Speckle Park Breed Embryo Flushing and Transfer Success

Tips for Embryo Flushing and Transfer Success

We asked renowned embryo transfer veterinarian, Dr Udo Mayne, EmbryoLife, to provide some tips for transfer success with embryo transfer (ET) programs. Embryo flushing and transfer is carried out by a large proportion of Speckle Park stud breeders, growing herds in both quantity and quality.   Embryo transfer (ET) is widely used among Speckle Park stud breeders as a means to grow their studs with both quantity and quality. Charlie Sutherland asked renowned embryo transfer veterinarian, Dr Udo Mahne, Embryo Life, to share his tips for success with ET.

How would an embryo transfer program benefit my stud program?

You can potentially increase the reproductive rate of a good cow by making more than one calf per year out of her. You could keep her embryos frozen as an insurance policy in case she dies or gets injured. Multiple embryo sibling calves make it possible to sell your best and capitalise on good heifers but still be able to keep some of them to grow your herd. You can potentially use an expensive bull semen straw to generate multiple calves.

How many semen straws do I need per donor cow?

Two Straws, 12 hours apart, are the standard number of straws used to cover a potential longer ovulation period when cows are super-ovulating multiple egg cells. If semen is of very good quality, a single straw, 12 hours after standing heat can be considered but this requires heat observation and a technician that is flexible and can come at that exact time.

Will the flush program impact the long-term fertility of my cow? How many times can I flush my donor cow?

No it will not impact her fertility nor will it influence her reproductive life span, as long as you use an experienced embryo technician and don’t flush the cow too many times before putting her to the bull to get back in calf. General rule of thumb is: flush twice only for minimum disturbance and inter-calving delay. A third flush could be considered if the technician is happy with the type of ovary and the condition of the cow. Fat cows struggle to fall pregnant.

How soon after calving can I flush my donor?

This depends on uterine health, size, parity, cow condition and nutrition. Donor cows must be at least 45 days past calving at the start of the program, which means they will be 65+ days post calving when flushed.

I’m unsure on what vitamin injections I should give my donor cow? Can you suggest any?

Minerals and vitamins are essential to generate healthy and strong egg cells. Selenium is a “must supplement” in almost all Australian cattle country where the rainfall is over 450mm per year. Vitamin A, D&E is another important supplement to give.

What is the average number of embryos a donor can produce?

The Speckle Park average is probably near 6-7 viable embryos per cow flushed.

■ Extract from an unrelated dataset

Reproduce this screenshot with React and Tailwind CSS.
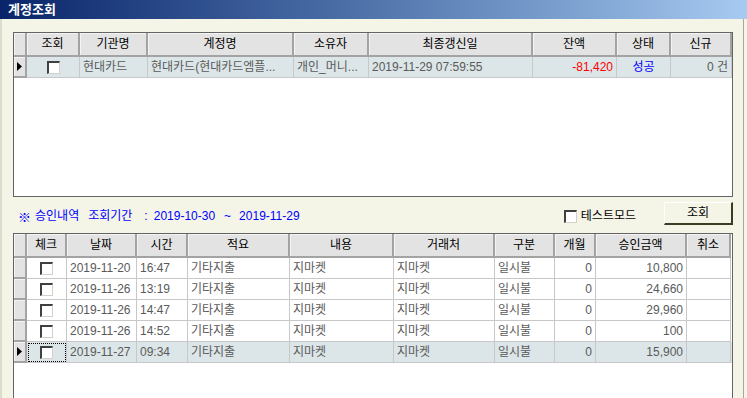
import React from 'react'

const FONT = { fontFamily: '"Liberation Sans", "Noto Sans CJK KR", sans-serif' }

const TOP_COLS = [
  { w: 53, label: '조회', align: 'center' },
  { w: 68, label: '기관명', align: 'left' },
  { w: 146, label: '계정명', align: 'left' },
  { w: 75, label: '소유자', align: 'left' },
  { w: 164, label: '최종갱신일', align: 'left' },
  { w: 84, label: '잔액', align: 'right' },
  { w: 54, label: '상태', align: 'center' },
  { w: 61, label: '신규', align: 'right' },
]

const BOTTOM_COLS = [
  { w: 40, label: '체크', align: 'center' },
  { w: 70, label: '날짜', align: 'left' },
  { w: 51, label: '시간', align: 'left' },
  { w: 102, label: '적요', align: 'left' },
  { w: 104, label: '내용', align: 'left' },
  { w: 101, label: '거래처', align: 'left' },
  { w: 60, label: '구분', align: 'left' },
  { w: 41, label: '개월', align: 'right' },
  { w: 91, label: '승인금액', align: 'right' },
  { w: 44, label: '취소', align: 'left' },
]

const ROWS = [
  ['2019-11-20', '16:47', '기타지출', '지마켓', '지마켓', '일시불', '0', '10,800', ''],
  ['2019-11-26', '13:19', '기타지출', '지마켓', '지마켓', '일시불', '0', '24,660', ''],
  ['2019-11-26', '14:47', '기타지출', '지마켓', '지마켓', '일시불', '0', '29,960', ''],
  ['2019-11-26', '14:52', '기타지출', '지마켓', '지마켓', '일시불', '0', '100', ''],
  ['2019-11-27', '09:34', '기타지출', '지마켓', '지마켓', '일시불', '0', '15,900', ''],
]

const ALIGN = {
  left: 'justify-start pl-[3px]',
  right: 'justify-end pr-[3px]',
  center: 'justify-center',
}

// ── 공통 셀 ───────────────────────────────────────────

function CheckBox() {
  return (
    <span className="block w-[13px] h-[13px] bg-white border-t-2 border-l-2 border-t-[#404040] border-l-[#404040] border-b border-r border-b-[#d4d0c8] border-r-[#d4d0c8]" />
  )
}

function Arrow() {
  return (
    <svg width="5" height="9" viewBox="0 0 5 9" className="ml-[3px]">
      <path d="M0 0 L5 4.5 L0 9 Z" fill="#000" />
    </svg>
  )
}

function HeaderCell({ w, children }) {
  return (
    <div
      className="h-[24px] shrink-0 flex items-center justify-center bg-[#e3e3e3] border-r-2 border-b-2 border-[#a3a3a3] shadow-[inset_1px_1px_0_#f4f4f4] text-black"
      style={{ width: w }}
    >
      {children}
    </div>
  )
}

function RowHeader({ current }) {
  return (
    <div className="w-[13px] h-[21px] shrink-0 flex items-center bg-[#e3e3e3] border-r-2 border-b-2 border-[#a3a3a3] shadow-[inset_1px_1px_0_#f4f4f4]">
      {current && <Arrow />}
    </div>
  )
}

function Cell({ w, align, children, className = '', focus }) {
  return (
    <div
      className={`h-[21px] shrink-0 flex items-center overflow-hidden whitespace-nowrap border-r border-b border-[#c8c8c8] ${ALIGN[align]} ${className} ${focus ? 'outline-1 outline-dotted outline-black -outline-offset-2' : ''}`}
      style={{ width: w }}
    >
      {children}
    </div>
  )
}

// ── 계정 그리드 ───────────────────────────────────────

function AccountGrid() {
  const row = [
    <CheckBox />,
    '현대카드',
    '현대카드(현대카드엠플...',
    '개인_머니...',
    '2019-11-29 07:59:55',
    <span className="text-[#ff0000]">-81,420</span>,
    <span className="text-[#0000ff]">성공</span>,
    '0 건',
  ]
  return (
    <div className="w-[720px] h-[165px] border border-[#646464] bg-white overflow-hidden">
      <div className="flex">
        <HeaderCell w={13} />
        {TOP_COLS.map((c) => (
          <HeaderCell key={c.label} w={c.w}>{c.label}</HeaderCell>
        ))}
      </div>
      <div className="flex bg-[#dce6e8] text-[#5a5a5a]">
        <RowHeader current />
        {TOP_COLS.map((c, i) => (
          <Cell key={c.label} w={c.w} align={c.align}>{row[i]}</Cell>
        ))}
      </div>
    </div>
  )
}

// ── 승인내역 그리드 ───────────────────────────────────

function ApprovalGrid() {
  return (
    <div className="w-[720px] h-[170px] border-l border-t border-r border-[#646464] bg-white overflow-hidden">
      <div className="flex">
        <HeaderCell w={13} />
        {BOTTOM_COLS.map((c) => (
          <HeaderCell key={c.label} w={c.w}>{c.label}</HeaderCell>
        ))}
      </div>
      {ROWS.map((r, ri) => {
        const last = ri === ROWS.length - 1
        return (
          <div key={ri} className={`flex text-[#5a5a5a] ${last ? 'bg-[#dce6e8]' : 'bg-white'}`}>
            <RowHeader current={last} />
            {BOTTOM_COLS.map((c, i) => (
              <Cell key={c.label} w={c.w} align={c.align} focus={last && i === 0}>
                {i === 0 ? <CheckBox /> : r[i - 1]}
              </Cell>
            ))}
          </div>
        )
      })}
    </div>
  )
}

export default function App() {
  return (
    <div className="w-[747px] h-[398px] overflow-hidden bg-[#f4f5e7] text-[12px] leading-none" style={FONT}>
      {/* 타이틀 바 */}
      <div className="h-[19px] flex items-center pl-[8px] bg-gradient-to-r from-[#0a246a] to-[#a6caf0]">
        <span className="text-white font-bold text-[13px]">계정조회</span>
      </div>

      {/* 본문 */}
      <div className="w-[744px] h-[379px] border-l-2 border-r border-l-[#dcdccb] border-r-[#a8a89a] pl-[11px] pt-[13px]">
        <AccountGrid />

        <div className="w-[720px] h-[36px] flex items-center">
          <div className="flex items-center pl-[5px] pt-[2px] text-[#0000ff]">
            <span className="text-[13px]" style={{ fontFamily: '"Noto Sans CJK KR", sans-serif' }}>※</span>
            <span className="ml-[4px]">승인내역</span>
            <span className="ml-[9px]">조회기간</span>
            <span className="ml-[12px]">:</span>
            <span className="ml-[6px]">2019-10-30</span>
            <span className="ml-[9px]">~</span>
            <span className="ml-[8px]">2019-11-29</span>
          </div>
          <label className="ml-auto flex items-center gap-[4px] pt-[2px]">
            <CheckBox />
            <span className="text-black font-normal">테스트모드</span>
          </label>
          <button className="ml-[28px] w-[69px] h-[23px] mb-[4px] bg-[#f4f5e7] border-t border-l border-white border-r-2 border-b-2 border-r-[#3c3c24] border-b-[#3c3c24] text-black">
            조회
          </button>
        </div>

        <ApprovalGrid />
      </div>
    </div>
  )
}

Speckle Park donors however vary tremendously on how many viable embryos they give. Some cows don’t give any embryos and other Speckle Park cows can give up to 42 usable embryos. Cows that give few embryos tend to continue with below average numbers and cows that flush well also continue that above average trend.

Is there much involved with preparing donor cows to flush?

There are a lot of times the cows have to come into the yards. Multiple injections (14) over a three-week period plus doing two Inseminations to fertilise the eggs.

Should I be supplement feeding my donor?

Yes. It is highly recommended to get the donor cows on a positive energy rising plane of nutrition.

Is pasture enough?

It could be if it contains multiple grass species and they have reached maturity. Lush green grass has inconsistencies and potential imbalances. It mostly isn’t a balanced healthy diet. Too much moisture, high protein and too little energy is a common problem with young and lush green pasture. Supplementing with good quality hay is always good for rumen health.

What difference does it make putting fresh embryos in versus frozen embryos?

There could be no difference. Statistically, there could be a 10-15% better conception rate with fresh embryos.

Success rate of ET?

Stock and pasture management has the biggest impact on conception rates. This includes vaccinations and disease control. Pestivirus, IBR virus and vibriosis infections after transfer can lead to complete failures or massive early pregnancy losses. While doing the exact same thing, I have seen differences from 30% up to 100% pregnancy rates. The average pregnancy rate on an uneventful program should be around 70% if the recipient nutrition was well managed.

Is there much difference between Grade 1 and 2 embryos?

10-15% is the general rule of thumb.  

What advice would you give to someone who is undertaking their first ET program?

Do proper research, and talk to other farmers that are doing embryo programs. Find out what are the Do’s and Dont’s for transfer success. There are a lot of potential potholes that need filling or avoiding.